Pero si de la vida privada pasamos a la pública, nos encontramos con parecida situación. Como señala Manin, la política contemporánea es una democracia de audiencia caracterizada por la personalización, donde el valor de un gobernante ya no depende de sus promesas o realizaciones, sino de la imagen que logre proyectar ante la opinión pública, demostrando con sus actuaciones ante los medios ser un líder político digno de confianza, lo que exige cultivar una reputación y mantenerla intacta. De ahí que las luchas por el poder ya no pasen por el debate de ideas, pues ahora se ventilan mediante esas pruebas de desconfianza que son los escándalos políticos: un reality show a gran escala donde se trata de destruir por todos los medios la reputación del adversario, desacreditándole hasta hacerle indigno de confianza. Desde el caso Watergate, el escándalo mediático se ha convertido en la suprema arma política: la misma que Aznar introdujo desde 1989 entre nosotros con una eficacia evidente, pero falaz y miope. Pues el efecto acumulado tras lustros de continuos escándalos, según señala Thompson, es el absoluto desprestigio de las instituciones -de las políticas especialmente-, hoy desacreditadas por la irresponsable siembra de desconfianza generalizada.

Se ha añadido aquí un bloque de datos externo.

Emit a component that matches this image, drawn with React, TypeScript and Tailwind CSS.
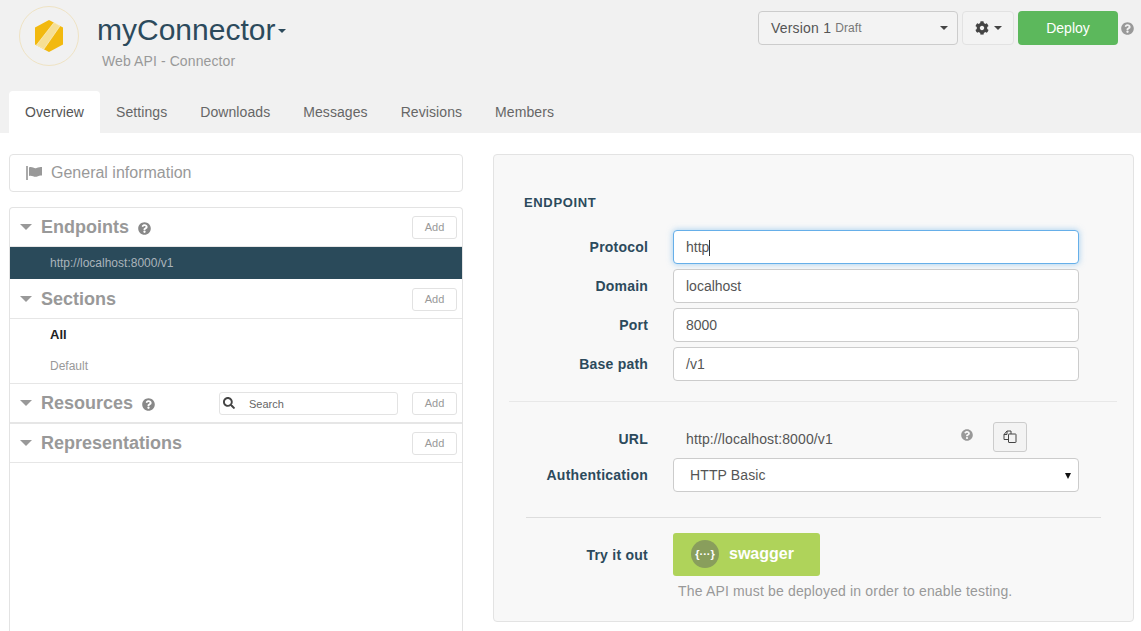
import { FaCog, FaQuestionCircle, FaSearch } from "react-icons/fa";

const tabs = ["Overview", "Settings", "Downloads", "Messages", "Revisions", "Members"];

const fields = [
  { label: "Protocol", value: "http", focused: true },
  { label: "Domain", value: "localhost", focused: false },
  { label: "Port", value: "8000", focused: false },
  { label: "Base path", value: "/v1", focused: false },
];

function Logo() {
  return (
    <div className="flex h-[60px] w-[60px] shrink-0 items-center justify-center rounded-full border border-[#efe3c4]">
      <svg width="30" height="32" viewBox="0 0 30 32">
        <polygon points="15,0 29,7.5 29,24.5 15,32 1,24.5 1,7.5" fill="#f2b90f" />
        <polygon points="20,2.5 26,6 10,29 2.5,25" fill="#f6df94" stroke="#fbf3d6" strokeWidth="0.6" />
      </svg>
    </div>
  );
}

function AddButton() {
  return (
    <button className="h-[23px] w-[45px] rounded-[3px] border border-[#e2e2e2] bg-white text-[11px] text-[#999]">
      Add
    </button>
  );
}

function SectionHeader({
  title,
  help,
  tall,
  children,
}: {
  title: string;
  help?: boolean;
  tall?: boolean;
  children?: React.ReactNode;
}) {
  return (
    <div
      className={`flex items-center border-b border-[#e6e6e6] pl-[10px] pr-[5px] ${
        tall ? "h-[40px] pt-[1px]" : "h-[39px]"
      }`}
    >
      <span className="mr-[9px] inline-block h-0 w-0 border-x-[6px] border-t-[6px] border-x-transparent border-t-[#999]" />
      <span className="text-[18px] font-bold text-[#999]">{title}</span>
      {help && <FaQuestionCircle className="ml-[9px] mt-[2px] text-[13px] text-[#888]" />}
      <div className="ml-auto flex items-center gap-[14px]">
        {children}
        <AddButton />
      </div>
    </div>
  );
}

export default function App() {
  return (
    <div className="min-h-[631px] overflow-hidden bg-white font-['Liberation_Sans',Arial,sans-serif] text-[14px] text-[#555]">
      {/* Header */}
      <div className="h-[133px] bg-[#f1f1f1]">
        <div className="flex h-[91px] items-start">
          <div className="ml-[19px] mt-[6px]">
            <Logo />
          </div>
          <div className="ml-[18px] mt-[11px]">
            <div className="flex items-center">
              <span className="text-[30px] leading-[38px] text-[#2c4a5c]">myConnector</span>
              <span className="ml-[3px] mt-[2px] inline-block h-0 w-0 border-x-[4px] border-t-[4px] border-x-transparent border-t-[#2c4a5c]" />
            </div>
            <div className="ml-[5px] mt-[2px] text-[14px] tracking-[0.1px] text-[#999]">Web API - Connector</div>
          </div>
          <div className="ml-auto mr-[7px] mt-[11px] flex items-start">
            <div className="flex h-[34px] w-[200px] items-center rounded-[4px] border border-[#ccc] bg-[#f3f3f3] pl-[12px] pr-[9px]">
              <span className="tracking-[0.2px] text-[#555]">Version 1</span>
              <span className="ml-[4px] text-[12px] tracking-[0.1px] text-[#777]">Draft</span>
              <span className="ml-auto inline-block h-0 w-0 border-x-[4px] border-t-[4px] border-x-transparent border-t-[#444]" />
            </div>
            <button className="ml-[4px] flex h-[34px] w-[52px] items-center justify-center gap-[5px] rounded-[4px] border border-[#e2e2e2] bg-[#f3f3f3]">
              <FaCog className="text-[14px] text-[#444]" />
              <span className="inline-block h-0 w-0 border-x-[4px] border-t-[4px] border-x-transparent border-t-[#444]" />
            </button>
            <button className="ml-[4px] h-[34px] w-[100px] rounded-[4px] bg-[#5cb85c] text-white">Deploy</button>
            <FaQuestionCircle className="ml-[3px] mt-[11px] text-[13px] text-[#999]" />
          </div>
        </div>
        <div className="flex h-[42px] pl-[9px]">
          {tabs.map((tab, i) => (
            <div
              key={tab}
              className={`flex items-center rounded-t-[4px] px-[16px] pt-[1px] tracking-[0.08px] ${
                i === 0 ? "bg-white text-[#555]" : "mr-[1px] text-[#666]"
              }`}
            >
              {tab}
            </div>
          ))}
        </div>
      </div>

      {/* Content */}
      <div className="flex items-start pl-[9px] pt-[21px]">
        <div className="w-[454px] shrink-0">
          <div className="flex h-[38px] items-center rounded-[4px] border border-[#e3e3e3] pl-[16px]">
            <svg width="16" height="14" viewBox="0 0 16 14" fill="#999">
              <rect x="0" y="0" width="2" height="14" fill="#aaa" />
              <path d="M3 1.5 C6 0 8 3 10.5 2 C12.5 1.2 14.5 1 16 1 V9.5 C14 9.5 12.5 10 10.5 10.7 C8 11.5 6 8.8 3 10 Z" />
            </svg>
            <span className="ml-[9px] text-[16px] text-[#999]">General information</span>
          </div>
          <div className="mt-[15px] h-[430px] rounded-t-[4px] border-x border-t border-[#e3e3e3]">
            <SectionHeader title="Endpoints" help />
            <div className="flex h-[32px] items-center bg-[#2a4a5a] pl-[40px] text-[12px] text-[#aab4ba]">
              http://localhost:8000/v1
            </div>
            <SectionHeader title="Sections" tall />
            <div className="flex h-[32px] items-center pl-[40px] text-[13px] font-bold text-[#222]">All</div>
            <div className="flex h-[33px] items-center border-b border-[#e6e6e6] pb-[2px] pl-[40px] text-[12px] text-[#999]">
              Default
            </div>
            <SectionHeader title="Resources" help>
              <div className="flex h-[23px] w-[179px] items-center rounded-[3px] border border-[#e3e3e3] pl-[3px]">
                <FaSearch className="text-[12px] text-[#444]" />
                <span className="ml-[14px] mt-[2px] text-[11px] text-[#666]">Search</span>
              </div>
            </SectionHeader>
            <div className="h-[1px] bg-[#e6e6e6]" />
            <SectionHeader title="Representations" />
          </div>
        </div>

        <div className="ml-[30px] h-[468px] w-[641px] shrink-0 rounded-[4px] border border-[#e3e3e3] bg-[#f8f8f8] pt-[38px]">
          <div className="pl-[30px] text-[13px] font-bold tracking-[0.65px] text-[#2c4a5c]">ENDPOINT</div>
          <div className="mt-[17px] flex flex-col gap-[5px]">
            {fields.map((f) => (
              <div key={f.label} className="flex items-center">
                <div className="mt-[2px] w-[154px] text-right text-[14px] font-bold tracking-[0.2px] text-[#2c4a5c]">
                  {f.label}
                </div>
                <div
                  className={`ml-[25px] flex h-[34px] w-[406px] items-center rounded-[4px] border bg-white pl-[12px] pt-[2px] text-[#555] ${
                    f.focused
                      ? "border-[#66afe9] shadow-[0_0_6px_rgba(102,175,233,0.6)]"
                      : "border-[#ccc]"
                  }`}
                >
                  {f.value}
                  {f.focused && <span className="h-[16px] w-[1px] bg-[#333]" />}
                </div>
              </div>
            ))}
          </div>
          <div className="ml-[15px] mr-[16px] mt-[20px] h-[1px] bg-[#e8e8e8]" />
          <div className="mt-[20px] flex h-[30px] items-center">
            <div className="mt-[6px] w-[154px] text-right text-[14px] font-bold tracking-[0.25px] text-[#2c4a5c]">URL</div>
            <div className="ml-[38px] mt-[5px] tracking-[0.12px] text-[#555]">http://localhost:8000/v1</div>
            <FaQuestionCircle className="ml-[128px] mb-[4px] text-[12px] text-[#999]" />
            <button className="ml-[20px] flex h-[30px] w-[34px] items-center justify-center rounded-[3px] border border-[#ccc] bg-[#f3f3f3]">
              <svg width="14" height="13" viewBox="0 0 14 13" fill="none" stroke="#444" strokeWidth="1">
                <path d="M5.5 9.5 H1 V4.5 L4 1 H8 V4" />
                <path d="M1 4.5 H4 V1" />
                <rect x="5.5" y="4" width="7.5" height="8.5" rx="0.5" fill="#f3f3f3" />
              </svg>
            </button>
          </div>
          <div className="mt-[6px] flex items-center">
            <div className="mt-[2px] w-[154px] text-right text-[14px] font-bold tracking-[0.25px] text-[#2c4a5c]">
              Authentication
            </div>
            <div className="ml-[25px] flex h-[34px] w-[406px] items-center rounded-[4px] border border-[#ccc] bg-white pl-[16px] pr-[7px] pt-[2px] tracking-[0.12px] text-[#555]">
              HTTP Basic
              <span className="ml-auto inline-block h-0 w-0 border-x-[3px] border-t-[6px] border-x-transparent border-t-[#111]" />
            </div>
          </div>
          <div className="ml-[32px] mr-[32px] mt-[25px] h-[1px] bg-[#ddd]" />
          <div className="mt-[15px] flex items-center">
            <div className="mt-[2px] w-[154px] text-right text-[14px] font-bold tracking-[0.25px] text-[#2c4a5c]">Try it out</div>
            <div className="ml-[25px] flex h-[43px] w-[147px] items-center rounded-[3px] bg-[#afd35a] pl-[18px]">
              <div className="flex h-[28px] w-[28px] items-center justify-center rounded-full bg-[#899e5c] text-[11px] font-bold text-white">
                {"{···}"}
              </div>
              <span className="ml-[10px] text-[16px] font-bold text-white">swagger</span>
            </div>
          </div>
          <div className="ml-[184px] mt-[5px] tracking-[0.16px] text-[#999]">The API must be deployed in order to enable testing.</div>
        </div>
      </div>
    </div>
  );
}
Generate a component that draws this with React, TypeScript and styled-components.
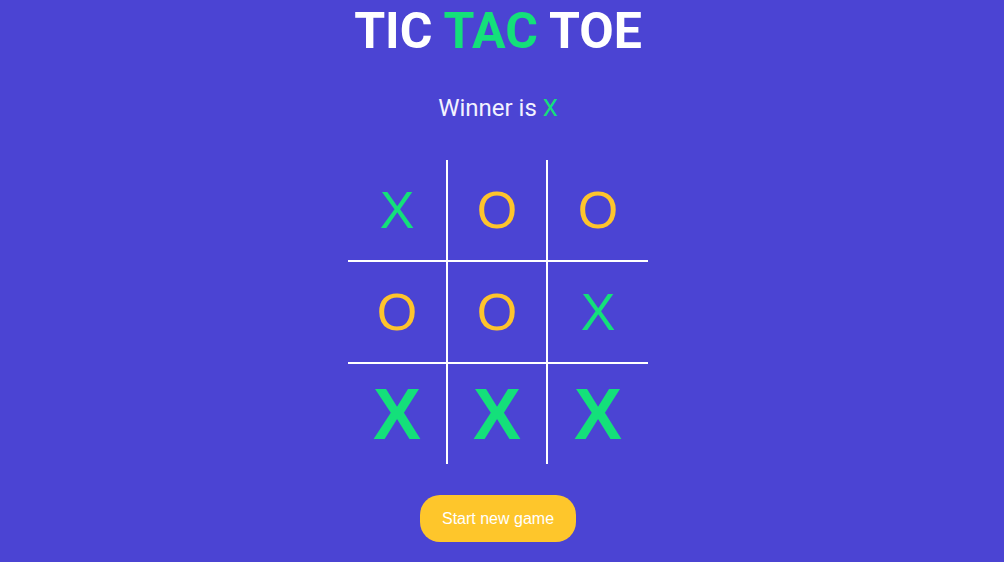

Para teóricos como ayer Tocqueville y hoy Robert Putnam -a quien respalda el conservador Fukuyama-, la confianza pública es el principal capital social de una democracia, del que depende la prosperidad tanto del mercado como de la sociedad civil. Y, si esto es así, la siembra de la desconfianza es pan para hoy -dada su eficacia a corto plazo- y hambre para mañana -pues con desconfianza pública sólo medran las mafias-. De ahí la gravedad que encierra este feroz realismo televisivo importado por Aznar, que está destruyendo tanto la confianza pública -a través de la provocación de escándalos- como la confianza privada -a través de los reality shows-.
Enrique Gil Calvo es profesor titular de Sociología de la Universidad Complutense de Madrid.